A mesa terminou com um depoimento emocionado de McEwan sobre o amigo Christopher Hitchens - que esteve na Flip em 2006 -, morto em dezembro do ano passado:

- Ele deixou um buraco enorme nas nossas vidas. Antes de morrer, ele estava correndo para escrever um ensaio de três mil palavras. Nos últimos dias, eu e seu filho o segurávamos na cadeira para que conseguisse terminar de digitar. Embora estivesse com muita dor, sem conseguir respirar, ele queria fazer aquilo. Ele era incrível.

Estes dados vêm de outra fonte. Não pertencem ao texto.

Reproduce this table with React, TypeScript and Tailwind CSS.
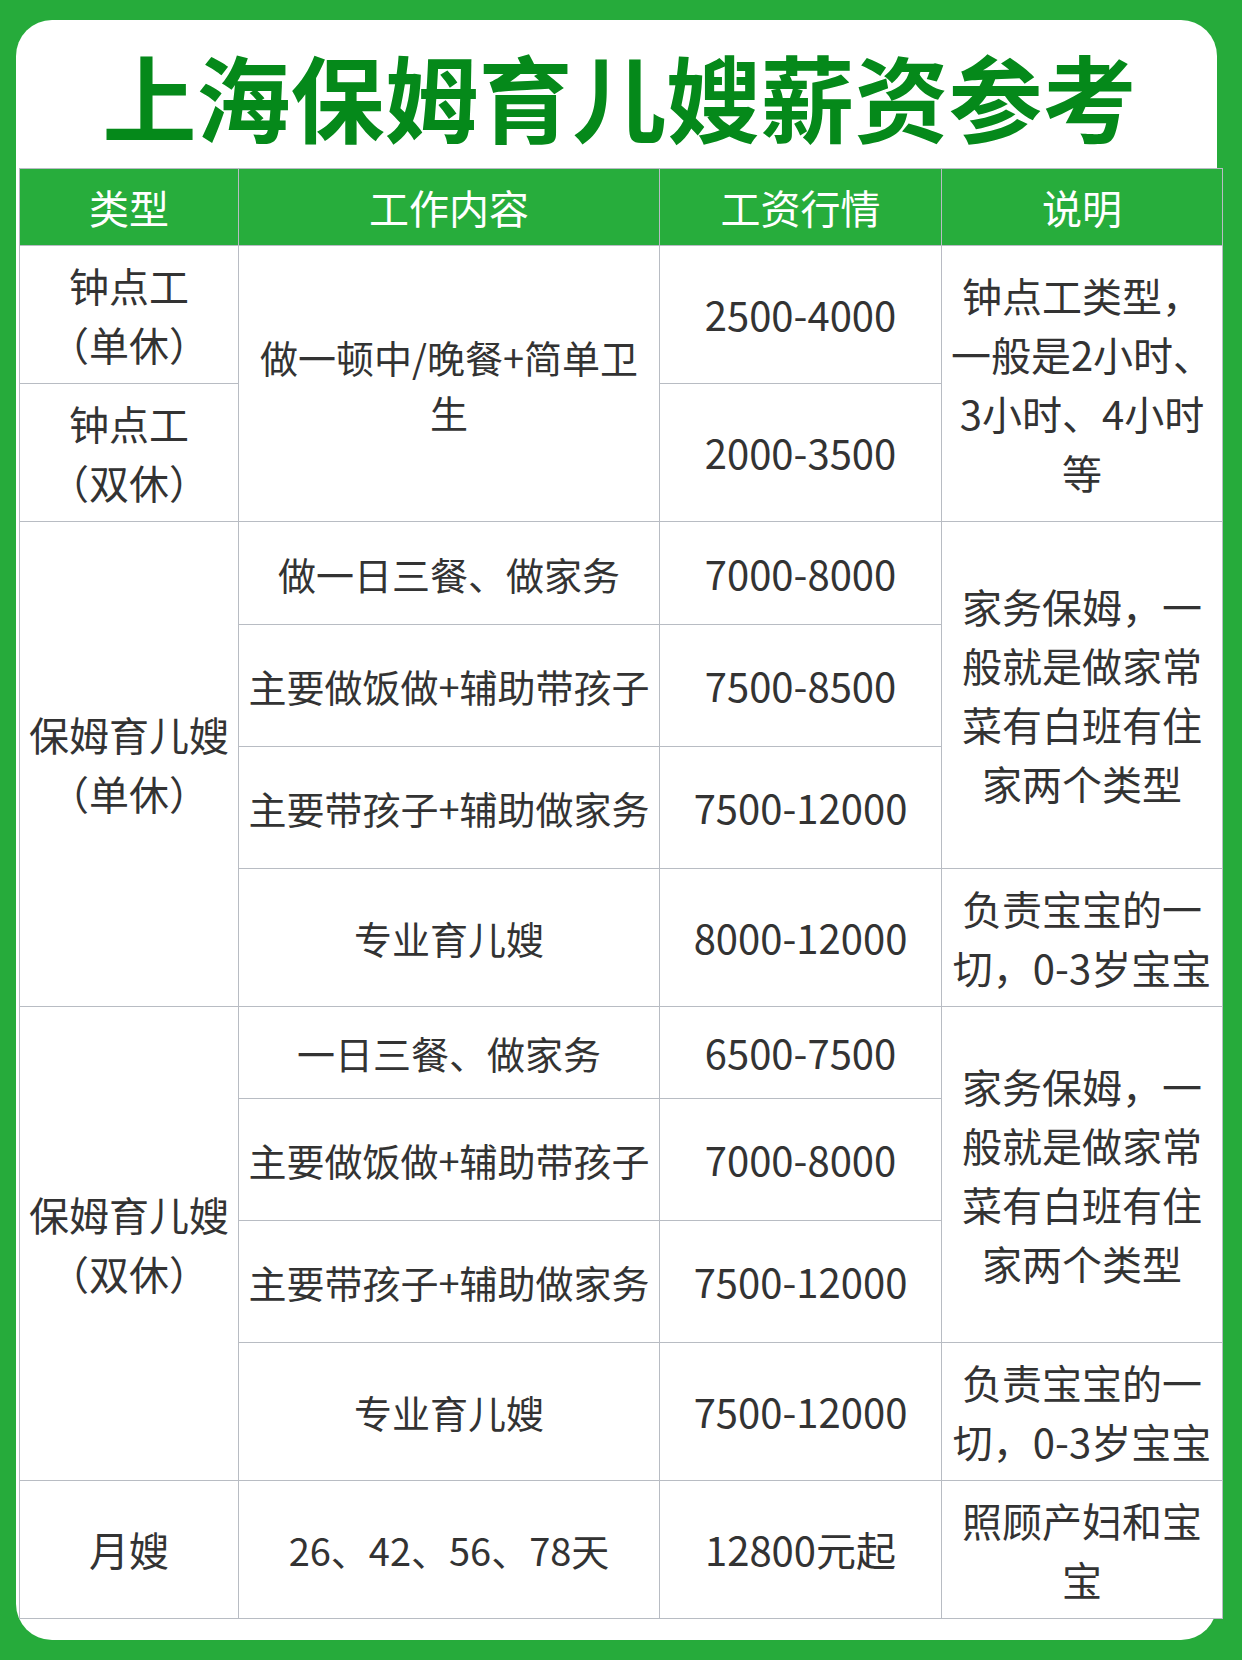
type Cell = {
  lines: string[]
  span?: string
  small?: boolean
}

const headers = ['类型', '工作内容', '工资行情', '说明']

const housework = ['家务保姆，一', '般就是做家常', '菜有白班有住', '家两个类型']
const baby = ['负责宝宝的一', '切，0-3岁宝宝']

// cells in reading order, grid auto-placement fills around the row spans
const cells: Cell[] = [
  { lines: ['钟点工', '（单休）'] },
  { lines: ['做一顿中/晚餐+简单卫', '生'], span: 'row-span-2', small: true },
  { lines: ['2500-4000'] },
  { lines: ['钟点工类型，', '一般是2小时、', '3小时、4小时', '等'], span: 'row-span-2' },
  { lines: ['钟点工', '（双休）'] },
  { lines: ['2000-3500'] },

  { lines: ['保姆育儿嫂', '（单休）'], span: 'row-span-4' },
  { lines: ['做一日三餐、做家务'], small: true },
  { lines: ['7000-8000'] },
  { lines: housework, span: 'row-span-3' },
  { lines: ['主要做饭做+辅助带孩子'], small: true },
  { lines: ['7500-8500'] },
  { lines: ['主要带孩子+辅助做家务'], small: true },
  { lines: ['7500-12000'] },
  { lines: ['专业育儿嫂'], small: true },
  { lines: ['8000-12000'] },
  { lines: baby },

  { lines: ['保姆育儿嫂', '（双休）'], span: 'row-span-4' },
  { lines: ['一日三餐、做家务'], small: true },
  { lines: ['6500-7500'] },
  { lines: housework, span: 'row-span-3' },
  { lines: ['主要做饭做+辅助带孩子'], small: true },
  { lines: ['7000-8000'] },
  { lines: ['主要带孩子+辅助做家务'], small: true },
  { lines: ['7500-12000'] },
  { lines: ['专业育儿嫂'], small: true },
  { lines: ['7500-12000'] },
  { lines: baby },

  { lines: ['月嫂'] },
  { lines: ['26、42、56、78天'], small: true },
  { lines: ['12800元起'] },
  { lines: ['照顾产妇和宝', '宝'] },
]

export default function App() {
  return (
    <div className="w-[1242px] h-[1660px] bg-[#26ab3b] pt-[20px] pl-[16px] font-['Noto_Sans_CJK_SC','Noto_Sans',sans-serif]">
      <div className="w-[1201px] h-[1620px] rounded-[36px] bg-white">
        <div className="h-[148px] flex items-center justify-center pl-[6px] pt-[2px]">
          <h1 className="text-[94px] leading-none font-bold text-[#05891a]">上海保姆育儿嫂薪资参考</h1>
        </div>
        <div className="ml-[3px] w-[1204px] grid grid-cols-[218px_420px_281px_280px] grid-rows-[76px_137px_137px_102px_121px_121px_137px_91px_121px_121px_137px_137px] gap-px p-px bg-[#b8bcc3]">
          {headers.map((h) => (
            <div key={h} className="flex items-center justify-center bg-[#27ad3c] text-white text-[40px] leading-none">
              {h}
            </div>
          ))}
          {cells.map((c, i) => (
            <div
              key={i}
              className={`flex flex-col items-center justify-center bg-white text-center text-[#333333] ${
                c.small ? 'text-[38px] leading-[55px]' : 'text-[40px] leading-[59px]'
              } ${c.span ?? ''}`}
            >
              {c.lines.map((l, j) => (
                <span key={j} className="whitespace-nowrap">
                  {l}
                </span>
              ))}
            </div>
          ))}
        </div>
      </div>
    </div>
  )
}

Relatos sobre a família e conversa sobre sexo

Depois do diálogo de McEwan e Jennifer Egan, a mesa "Em família" foi caracterizada por espécies de conferências individuais dos brasileiros Zuenir Ventura e João Anzanello Carrascoza e da portuguesa Dulce Maria Cardoso, sobre a família como eixo da literatura. Com essa dinâmica, eles não conversaram entre si, nem responderam às mesmas perguntas.

Zuenir arrancou gargalhadas da plateia com frases como: "Família unida, sim. Reunida, jamais". E contou que deixou de fora do romance episódios verdadeiros que pareciam absurdos:

- Às vezes a realidade é mais inverossímil do que a ficção.

Em seguida, a cubana Zoé Valdés e o haitiano Dany Laferrière se reuniram para falar do tema "Avesso da pátria", sob mediação da portuguesa Alexandra Lucas Coelho, mas o destaque foi o debate sobre sexualidade.

- Nos meus livros, o sexo é sempre um duelo de identidades, como num campo de batalha - afirmou Laferrière.

- Não há diferença em como a mulher e o homem veem o erotismo. Escrevo sobre o que ouço, como um menino que começa a descobrir o sexo - disse Zoé.